I had to think before I wrote this because the story is quite personal. But, in the end, I decided to share it because the message was so powerful I remember it to this day.

This picture is one of mine. Taken from a volunteer trip to South Africa 10 years ago.

The women pictured here both live on the outskirts of Soweto in the Gauteng province. You may have heard of it and, if you haven’t, let’s just say it has an incredibly rich and rocky history.

The sad fact is, I have no idea if these women are still alive. They, as so many I met in SA at the time, were both HIV positive. Not that they let that stop them.

When I met these ladies, they were about to head out for their second water trip of the day (those are water buckets on their heads).

You see, there was no running water in their village. Nor did they have any electricity, I might add. It certainly made me appreciate the comforts we take for granted!

By this point, the sun was sweltering and I could already see other members of the village starting to retreat into their huts for shelter. It made me wonder, why hadn’t they gotten their water earlier? Surely, they must’ve known this would be a bad time to go for water?

When I asked them, the ladies told me they didn’t need any water themselves, they’d already stocked up before the sun got hot (the lady in blue got up at 5am to get hers — she had 5 kids and her mother living with her in a tiny shack), but they were off out again anyway.

“Why?” I asked.

“Because our friend is sick.”

“Water is life, and clean water means health.” — Audrey Hepburn

It was as simple as that. They had learned their friend was too ill to go and collect the water she needed to cook, clean and care for her family so they were going to do it for her.

The trip to the well was an 8-mile round trip, mostly up a difficult, rocky, hill with no shade.

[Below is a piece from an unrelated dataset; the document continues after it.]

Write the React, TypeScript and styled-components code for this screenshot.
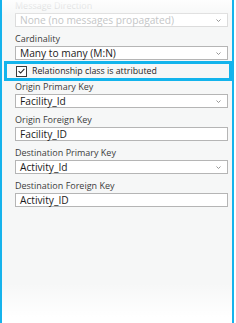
import React from "react";
import styled, { createGlobalStyle } from "styled-components";

const Global = createGlobalStyle`
  html, body { margin: 0; padding: 0; background: #ffffff; }
  body { font-family: "Open Sans", "Noto Sans", sans-serif; }
`;

const Panel = styled.div`
  position: relative;
  width: 230px;
  height: 323px;
  overflow: hidden;
  background: #f6f7f7;
  border-left: 2px solid #16b3ec;
  border-right: 2px solid #16b3ec;
`;

const Content = styled.div`
  display: flex;
  flex-direction: column;
  padding: 0 4px 0 13px;
`;

const Field = styled.div`
  display: flex;
  flex-direction: column;
  margin-bottom: 6px;
`;

const Label = styled.div<{ $disabled?: boolean }>`
  font-size: 9px;
  line-height: 12px;
  height: 12px;
  color: ${(p) => (p.$disabled ? "#c9cbcc" : "#3c3c3c")};
  margin-bottom: 1px;
  white-space: nowrap;
`;

const Box = styled.div<{ $disabled?: boolean }>`
  height: 12px;
  box-sizing: content-box;
  border: 1px solid ${(p) => (p.$disabled ? "#dcdcdc" : "#b5b5b5")};
  background: #ffffff;
  display: flex;
  align-items: center;
  justify-content: space-between;
  padding: 0 6px 0 4px;
  font-size: 10.2px;
  line-height: 12px;
  color: ${(p) => (p.$disabled ? "#c4c6c7" : "#1a1a1a")};
  white-space: nowrap;
`;

const Chevron = styled.svg`
  width: 5px;
  height: 3px;
  flex: none;
`;

const Highlight = styled.div`
  display: flex;
  align-items: center;
  gap: 5px;
  height: 14px;
  margin: -5px -4px 0 -11px;
  padding-left: 9px;
  border: 3px solid #13b4ec;
  font-size: 8.8px;
  color: #262626;
  white-space: nowrap;
`;

const Check = styled.span`
  width: 9px;
  height: 9px;
  border: 1px solid #3a3a3a;
  background: #ffffff;
  display: flex;
  align-items: center;
  justify-content: center;
  flex: none;
`;

const FadeTop = styled.div`
  position: absolute;
  left: -2px;
  right: -2px;
  top: 0;
  height: 16px;
  background: linear-gradient(rgba(255,255,255,0.85), rgba(255,255,255,0));
  pointer-events: none;
`;

const FadeBottom = styled.div`
  position: absolute;
  left: -2px;
  right: -2px;
  bottom: 0;
  height: 40px;
  background: linear-gradient(rgba(255,255,255,0), rgba(255,255,255,1) 85%);
  pointer-events: none;
`;

const Down = () => (
  <Chevron viewBox="0 0 5 3">
    <path d="M0.5 0.5 L2.5 2.5 L4.5 0.5" fill="none" stroke="#8a8a8a" strokeWidth="0.9" />
  </Chevron>
);

type F = { label: string; value: string; select?: boolean; disabled?: boolean };

const fieldsA: F[] = [
  { label: "Message Direction", value: "None (no messages propagated)", select: true, disabled: true },
  { label: "Cardinality", value: "Many to many (M:N)", select: true },
];

const fieldsB: F[] = [
  { label: "Origin Primary Key", value: "Facility_Id", select: true },
  { label: "Origin Foreign Key", value: "Facility_ID" },
  { label: "Destination Primary Key", value: "Activity_Id", select: true },
  { label: "Destination Foreign Key", value: "Activity_ID" },
];

const FieldView = ({ f }: { f: F }) => (
  <Field>
    <Label $disabled={f.disabled}>{f.label}</Label>
    <Box $disabled={f.disabled}>
      <span>{f.value}</span>
      {f.select && <Down />}
    </Box>
  </Field>
);

export default function App() {
  return (
    <>
      <Global />
      <Panel>
        <Content>
          {fieldsA.map((f) => (
            <FieldView key={f.label} f={f} />
          ))}
          <Highlight>
            <Check>
              <svg width="7" height="6" viewBox="0 0 7 6">
                <path d="M0.6 3.1 L2.6 5 L6.4 0.8" fill="none" stroke="#222" strokeWidth="1.1" />
              </svg>
            </Check>
            <span>Relationship class is attributed</span>
          </Highlight>
          {fieldsB.map((f) => (
            <FieldView key={f.label} f={f} />
          ))}
        </Content>
        <FadeTop />
        <FadeBottom />
      </Panel>
    </>
  );
}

It was 38 degrees centigrade that day.

But still, they went.

And they were smiling.

Their friend didn’t ask.

They just went.

Because that’s what friends do.

In addition, the lady in blue had saved some of her meal from the night before and was going to take it round to save her friend having to cook in her weakened state.

The lady in white was going to do her laundry.

How would they find time for their own families? How would they fit in their own chores?

“We’ll manage,” they said. “If we don’t, she won’t get any better.”

I was in awe.

These pure acts of kindness, regardless of consequence or their own circumstances, made me think — this is what community means.

Helping each other without having to be asked. Showing each other we’re there, even when it’s difficult. Even when we have a lot on our own plates.

As writers, we’re so often overwhelmed that we forget there are a whole host of others just like us waiting to lend a hand. To help. To talk.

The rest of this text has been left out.